EE has ushered another nine locations in the UK into its 4G LTE promised land, but Korea's two leading operators have warned UK networks not to expect a quick return on their investment in 4G infrastructure and bandwidth.
Korea is seen as having the most advanced 4G infrastructure in the world, with 30% of its mobile users on superfast networks. The problem, say SK Telecom and KT Corp, is getting them to pay for the privilege.
EE has the UK's 4G market all to itself until around the summer, and is certainly making the most of it.
The addition of Barnsley, Chorley, Coventry, Newport, Preston, Rotherham, Telford, Walsall, and Watford takes the count of active 4G locations to 37, and by June EE reckons it will have doubled that figure.
Even then, LTE in the UK will still be very much in its infancy compared to Korea, but KT Corp boss Lee Suk-Chae has warned networks that consumers simply won't embrace 4G at all unless they can do so without having to spend significantly more than they do right now.

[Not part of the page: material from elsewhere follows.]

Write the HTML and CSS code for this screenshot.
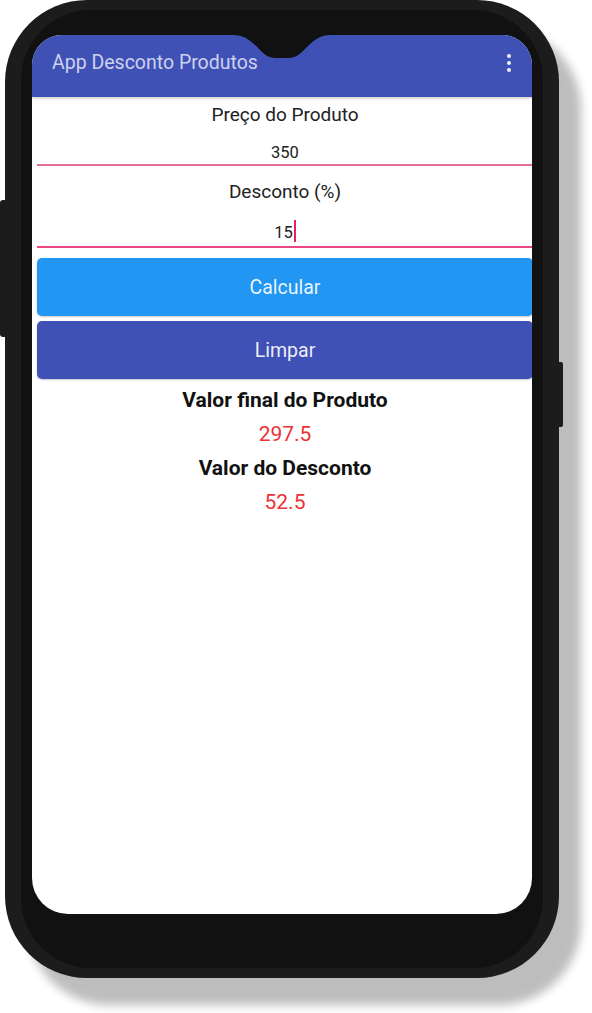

“Our European colleagues complain that the explosion in data has not fully happened for them, that it did not come to reality,” Lee told Reuters at Mobile World Congress this week.
“In Korea, they are data crazy. We have unprecedented demand. We cannot handle it. But the issue we have is that they are not willing to pay enough. So, the fundamental problem is, can we make any money out of it?”
SK Telecom CTO Byun Jae-Woan put it more plainly: “The traffic increases but the revenue does not necessarily follow.”
“We have seen about a $13 increase in average revenue per user compared with 3G. So, it is good money, but it may not be enough to justify the huge investment needed in LTE.”
The good news is both firms expect things will improve as the requirement for new infrastructure investment drops and the 4G adoption rate continues to grow.
But that's in Korea, and we're a long way from where they are.